Copy every line that holds "with".

== Entries shown ==
* * * * * * * * *

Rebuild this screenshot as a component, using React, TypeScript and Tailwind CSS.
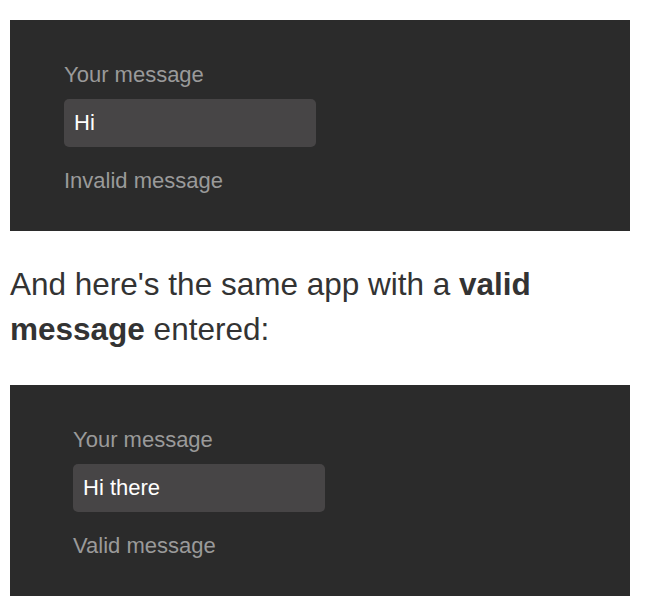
function MessageDemo({ value, status, indent }: { value: string; status: string; indent: string }) {
  return (
    <div className={`bg-[#2b2b2b] pt-[39px] pb-[34px] ${indent}`}>
      <div className="text-[22px] leading-[32px] text-[#9a9a9a]">Your message</div>
      <div className="mt-[8px] h-[48px] w-[252px] rounded-[5px] bg-[#474546] px-[10px] text-[22px] leading-[48px] text-white">
        {value}
      </div>
      <div className="mt-[18px] text-[22px] leading-[32px] text-[#9a9a9a]">{status}</div>
    </div>
  );
}

export default function App() {
  return (
    <div className="min-h-screen bg-white px-[10px] pt-[20px] pr-[22px] font-['Liberation_Sans',Arial,sans-serif]">
      <MessageDemo value="Hi" status="Invalid message" indent="pl-[54px]" />
      <p className="mt-[31px] text-[31.5px] leading-[45px] text-[#333333]">
        And here's the same app with a <strong className="font-bold">valid message</strong> entered:
      </p>
      <div className="mt-[33px]">
        <MessageDemo value="Hi there" status="Valid message" indent="pl-[63px]" />
      </div>
    </div>
  );
}
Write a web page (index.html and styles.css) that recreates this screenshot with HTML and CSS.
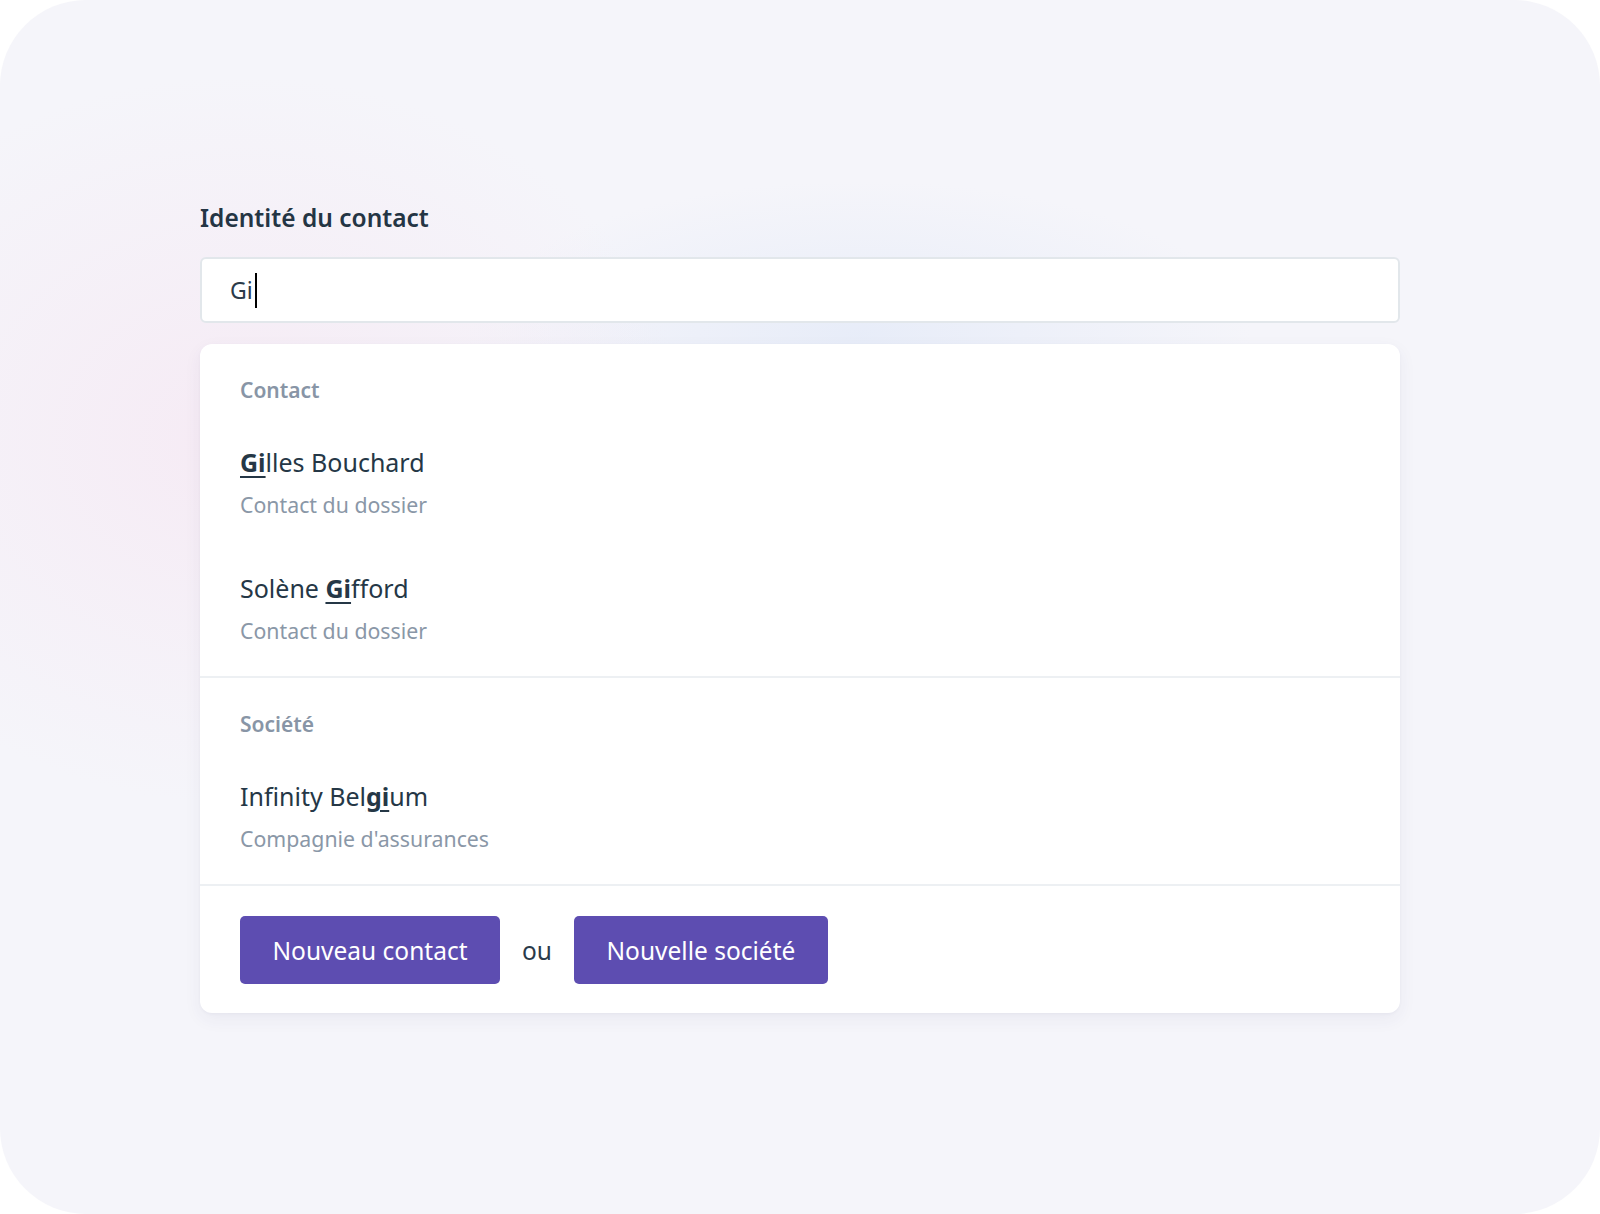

* * * * * * * * *

== Task output ==
        And here's the same app with a <strong className="font-bold">valid message</strong> entered:
Write a web page (index.html and styles.css) that recreates this screenshot with HTML and CSS.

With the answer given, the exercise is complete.